> [Exercise requirements] For each line below that contains the string "components", copy that line.

> [Provided information]
— START —

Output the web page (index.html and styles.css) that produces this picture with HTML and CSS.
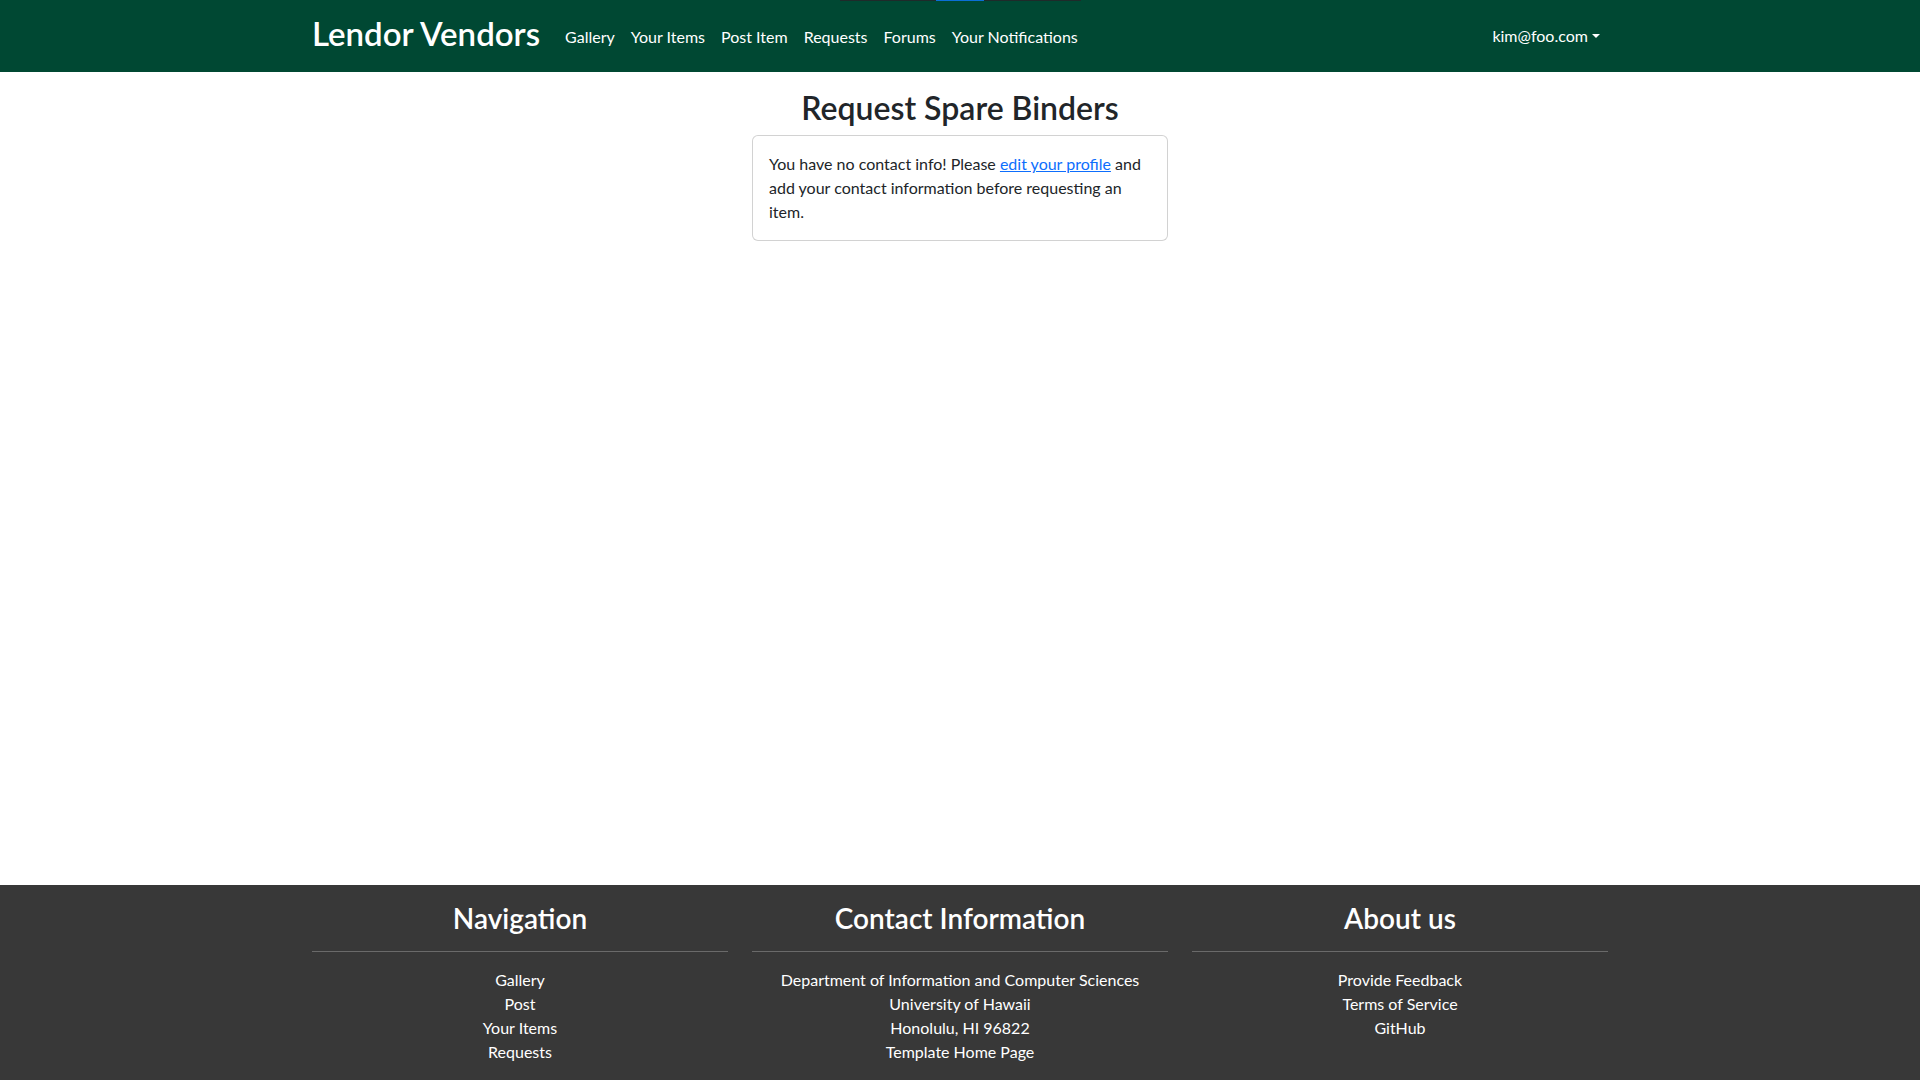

— END —
— START —

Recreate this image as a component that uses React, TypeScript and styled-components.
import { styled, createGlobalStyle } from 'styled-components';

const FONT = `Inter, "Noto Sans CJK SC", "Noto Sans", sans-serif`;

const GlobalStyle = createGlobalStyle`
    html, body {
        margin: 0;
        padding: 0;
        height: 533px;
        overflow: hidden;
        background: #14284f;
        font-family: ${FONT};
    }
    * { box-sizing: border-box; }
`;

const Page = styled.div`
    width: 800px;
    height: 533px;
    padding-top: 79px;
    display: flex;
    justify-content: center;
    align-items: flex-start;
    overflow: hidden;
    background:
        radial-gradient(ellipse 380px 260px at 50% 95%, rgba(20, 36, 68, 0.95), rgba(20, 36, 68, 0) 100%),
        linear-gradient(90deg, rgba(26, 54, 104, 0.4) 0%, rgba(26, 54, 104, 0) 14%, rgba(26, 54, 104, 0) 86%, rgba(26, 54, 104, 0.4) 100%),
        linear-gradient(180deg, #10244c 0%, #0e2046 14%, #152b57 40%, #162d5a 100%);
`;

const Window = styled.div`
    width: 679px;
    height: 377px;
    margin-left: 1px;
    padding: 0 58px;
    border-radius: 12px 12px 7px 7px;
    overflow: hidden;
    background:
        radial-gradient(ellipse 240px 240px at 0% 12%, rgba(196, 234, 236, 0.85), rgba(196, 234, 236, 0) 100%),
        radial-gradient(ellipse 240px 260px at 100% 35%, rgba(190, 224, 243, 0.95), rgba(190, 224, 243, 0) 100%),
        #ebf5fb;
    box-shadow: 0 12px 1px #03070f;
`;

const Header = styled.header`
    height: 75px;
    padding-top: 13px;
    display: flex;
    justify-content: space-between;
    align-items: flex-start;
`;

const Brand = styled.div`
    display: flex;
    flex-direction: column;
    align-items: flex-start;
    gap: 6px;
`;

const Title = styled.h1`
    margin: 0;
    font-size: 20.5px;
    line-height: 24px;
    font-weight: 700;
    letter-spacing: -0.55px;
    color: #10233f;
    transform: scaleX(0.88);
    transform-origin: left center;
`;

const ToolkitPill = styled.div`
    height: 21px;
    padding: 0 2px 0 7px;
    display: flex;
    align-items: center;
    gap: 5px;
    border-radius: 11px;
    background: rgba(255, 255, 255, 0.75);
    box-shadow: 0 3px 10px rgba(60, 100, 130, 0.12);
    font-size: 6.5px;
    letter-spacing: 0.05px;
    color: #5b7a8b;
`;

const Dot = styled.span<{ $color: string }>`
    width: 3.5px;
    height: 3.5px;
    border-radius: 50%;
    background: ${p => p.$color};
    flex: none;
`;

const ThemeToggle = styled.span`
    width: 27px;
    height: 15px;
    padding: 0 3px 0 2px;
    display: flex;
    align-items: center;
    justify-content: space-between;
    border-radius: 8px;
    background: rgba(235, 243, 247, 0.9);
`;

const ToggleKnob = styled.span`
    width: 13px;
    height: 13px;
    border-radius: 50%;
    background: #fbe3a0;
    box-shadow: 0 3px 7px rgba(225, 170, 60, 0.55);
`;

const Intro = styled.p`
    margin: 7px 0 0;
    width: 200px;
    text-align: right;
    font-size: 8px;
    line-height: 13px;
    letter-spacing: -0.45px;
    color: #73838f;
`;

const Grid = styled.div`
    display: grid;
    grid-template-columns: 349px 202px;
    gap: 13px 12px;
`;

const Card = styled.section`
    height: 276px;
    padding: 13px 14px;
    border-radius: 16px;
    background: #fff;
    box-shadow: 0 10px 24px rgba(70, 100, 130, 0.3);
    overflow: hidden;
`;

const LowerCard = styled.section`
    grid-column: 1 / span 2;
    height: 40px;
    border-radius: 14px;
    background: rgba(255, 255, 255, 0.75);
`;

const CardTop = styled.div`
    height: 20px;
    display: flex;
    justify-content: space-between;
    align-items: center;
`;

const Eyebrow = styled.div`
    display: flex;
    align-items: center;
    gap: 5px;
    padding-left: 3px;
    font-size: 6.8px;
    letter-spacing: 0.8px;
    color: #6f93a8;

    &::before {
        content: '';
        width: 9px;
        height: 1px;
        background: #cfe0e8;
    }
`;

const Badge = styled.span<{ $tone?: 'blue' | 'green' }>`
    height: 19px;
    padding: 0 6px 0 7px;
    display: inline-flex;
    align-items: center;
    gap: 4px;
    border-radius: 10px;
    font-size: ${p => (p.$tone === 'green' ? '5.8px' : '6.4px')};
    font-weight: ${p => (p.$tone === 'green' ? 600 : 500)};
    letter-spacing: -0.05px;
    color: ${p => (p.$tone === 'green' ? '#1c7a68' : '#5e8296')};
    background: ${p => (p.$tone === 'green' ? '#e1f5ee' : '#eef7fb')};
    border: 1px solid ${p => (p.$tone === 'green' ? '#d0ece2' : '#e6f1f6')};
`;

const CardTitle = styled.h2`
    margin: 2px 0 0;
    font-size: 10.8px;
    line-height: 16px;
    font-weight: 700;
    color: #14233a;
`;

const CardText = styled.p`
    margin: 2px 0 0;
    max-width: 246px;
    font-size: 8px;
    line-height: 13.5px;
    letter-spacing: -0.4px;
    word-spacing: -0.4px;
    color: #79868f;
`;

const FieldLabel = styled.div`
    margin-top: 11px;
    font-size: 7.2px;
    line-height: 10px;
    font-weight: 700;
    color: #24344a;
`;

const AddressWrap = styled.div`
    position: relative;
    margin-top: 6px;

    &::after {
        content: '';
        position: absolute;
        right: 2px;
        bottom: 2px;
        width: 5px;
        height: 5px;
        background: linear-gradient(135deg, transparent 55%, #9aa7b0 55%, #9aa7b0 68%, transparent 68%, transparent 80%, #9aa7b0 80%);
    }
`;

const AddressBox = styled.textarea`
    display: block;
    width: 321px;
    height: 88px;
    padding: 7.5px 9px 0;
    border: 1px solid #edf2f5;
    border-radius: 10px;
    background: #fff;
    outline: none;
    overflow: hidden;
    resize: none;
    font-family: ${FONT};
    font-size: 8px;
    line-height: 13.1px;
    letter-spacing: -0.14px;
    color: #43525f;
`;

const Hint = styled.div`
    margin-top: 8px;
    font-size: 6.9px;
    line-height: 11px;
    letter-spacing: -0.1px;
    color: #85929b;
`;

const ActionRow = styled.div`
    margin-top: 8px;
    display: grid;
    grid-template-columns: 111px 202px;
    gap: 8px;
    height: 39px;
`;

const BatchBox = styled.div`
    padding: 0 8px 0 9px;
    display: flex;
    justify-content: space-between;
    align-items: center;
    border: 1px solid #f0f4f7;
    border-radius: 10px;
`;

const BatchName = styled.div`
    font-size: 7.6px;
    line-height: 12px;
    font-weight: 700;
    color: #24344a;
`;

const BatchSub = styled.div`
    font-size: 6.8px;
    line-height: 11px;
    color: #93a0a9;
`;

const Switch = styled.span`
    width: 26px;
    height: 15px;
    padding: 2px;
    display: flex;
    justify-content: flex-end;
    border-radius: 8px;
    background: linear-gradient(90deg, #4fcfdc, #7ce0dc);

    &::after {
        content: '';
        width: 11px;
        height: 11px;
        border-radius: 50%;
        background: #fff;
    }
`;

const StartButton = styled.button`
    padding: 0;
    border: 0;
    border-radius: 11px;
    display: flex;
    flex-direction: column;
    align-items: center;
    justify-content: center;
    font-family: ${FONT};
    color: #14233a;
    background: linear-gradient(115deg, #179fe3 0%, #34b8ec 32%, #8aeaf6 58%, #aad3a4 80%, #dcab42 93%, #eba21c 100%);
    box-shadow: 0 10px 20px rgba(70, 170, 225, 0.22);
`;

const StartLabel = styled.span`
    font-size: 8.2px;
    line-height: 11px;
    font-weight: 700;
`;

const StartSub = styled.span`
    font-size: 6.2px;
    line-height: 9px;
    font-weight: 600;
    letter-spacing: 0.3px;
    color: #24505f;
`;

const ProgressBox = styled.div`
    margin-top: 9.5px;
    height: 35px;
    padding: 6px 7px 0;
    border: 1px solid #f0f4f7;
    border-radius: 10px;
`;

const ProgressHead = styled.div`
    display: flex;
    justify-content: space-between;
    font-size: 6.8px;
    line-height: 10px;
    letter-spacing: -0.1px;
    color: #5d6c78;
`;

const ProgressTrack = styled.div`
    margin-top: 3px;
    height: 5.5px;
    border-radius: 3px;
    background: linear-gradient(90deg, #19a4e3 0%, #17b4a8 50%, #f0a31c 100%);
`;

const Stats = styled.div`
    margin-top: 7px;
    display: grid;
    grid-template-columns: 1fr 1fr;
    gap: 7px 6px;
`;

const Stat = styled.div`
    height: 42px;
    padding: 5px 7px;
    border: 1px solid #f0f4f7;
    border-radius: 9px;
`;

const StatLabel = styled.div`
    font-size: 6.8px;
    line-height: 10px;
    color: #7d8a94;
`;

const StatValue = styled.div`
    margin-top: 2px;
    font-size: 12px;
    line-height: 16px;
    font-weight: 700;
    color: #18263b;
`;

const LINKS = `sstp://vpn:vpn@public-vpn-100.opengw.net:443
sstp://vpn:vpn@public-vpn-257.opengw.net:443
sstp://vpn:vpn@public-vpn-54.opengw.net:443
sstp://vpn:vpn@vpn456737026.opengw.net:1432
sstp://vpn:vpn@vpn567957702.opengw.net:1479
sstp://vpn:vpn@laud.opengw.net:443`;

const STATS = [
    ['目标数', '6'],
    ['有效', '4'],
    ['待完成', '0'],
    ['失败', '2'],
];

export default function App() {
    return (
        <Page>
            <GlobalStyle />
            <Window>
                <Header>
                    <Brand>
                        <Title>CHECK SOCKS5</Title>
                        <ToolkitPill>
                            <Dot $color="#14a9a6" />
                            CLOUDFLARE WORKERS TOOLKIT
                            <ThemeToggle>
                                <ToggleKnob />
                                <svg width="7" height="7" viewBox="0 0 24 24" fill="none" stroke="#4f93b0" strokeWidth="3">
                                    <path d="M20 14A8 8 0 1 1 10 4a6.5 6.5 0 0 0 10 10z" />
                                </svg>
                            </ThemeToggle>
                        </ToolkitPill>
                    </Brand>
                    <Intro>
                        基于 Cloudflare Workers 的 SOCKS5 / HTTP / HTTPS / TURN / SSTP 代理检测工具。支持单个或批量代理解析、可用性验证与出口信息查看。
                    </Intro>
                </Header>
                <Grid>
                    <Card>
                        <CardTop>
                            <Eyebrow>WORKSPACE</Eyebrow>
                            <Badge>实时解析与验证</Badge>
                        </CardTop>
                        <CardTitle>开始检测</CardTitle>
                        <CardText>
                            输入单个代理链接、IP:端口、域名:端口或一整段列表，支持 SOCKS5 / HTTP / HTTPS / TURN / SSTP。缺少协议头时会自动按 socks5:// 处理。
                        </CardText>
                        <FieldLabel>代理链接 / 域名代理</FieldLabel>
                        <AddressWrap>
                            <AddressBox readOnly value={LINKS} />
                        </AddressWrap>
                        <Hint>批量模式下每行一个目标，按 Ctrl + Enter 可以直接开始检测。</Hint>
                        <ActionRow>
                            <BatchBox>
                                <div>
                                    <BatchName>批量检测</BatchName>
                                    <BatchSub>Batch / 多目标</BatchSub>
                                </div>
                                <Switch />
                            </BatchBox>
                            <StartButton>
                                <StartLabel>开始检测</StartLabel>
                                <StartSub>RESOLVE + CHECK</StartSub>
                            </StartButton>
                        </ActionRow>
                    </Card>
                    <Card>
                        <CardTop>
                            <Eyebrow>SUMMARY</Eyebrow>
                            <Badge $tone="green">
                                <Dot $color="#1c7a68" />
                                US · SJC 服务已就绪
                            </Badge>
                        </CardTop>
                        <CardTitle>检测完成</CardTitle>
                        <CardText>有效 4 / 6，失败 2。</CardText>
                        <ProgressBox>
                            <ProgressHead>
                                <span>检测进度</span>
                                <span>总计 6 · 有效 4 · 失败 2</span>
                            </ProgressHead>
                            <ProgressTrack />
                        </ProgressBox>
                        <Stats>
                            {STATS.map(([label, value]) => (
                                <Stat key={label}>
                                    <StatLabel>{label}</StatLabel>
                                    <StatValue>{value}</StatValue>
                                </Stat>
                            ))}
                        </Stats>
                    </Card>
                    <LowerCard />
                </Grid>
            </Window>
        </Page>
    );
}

— END —

> [Full response]
Recreate this image as a component that uses React, TypeScript and styled-components.
import { styled, createGlobalStyle } from 'styled-components';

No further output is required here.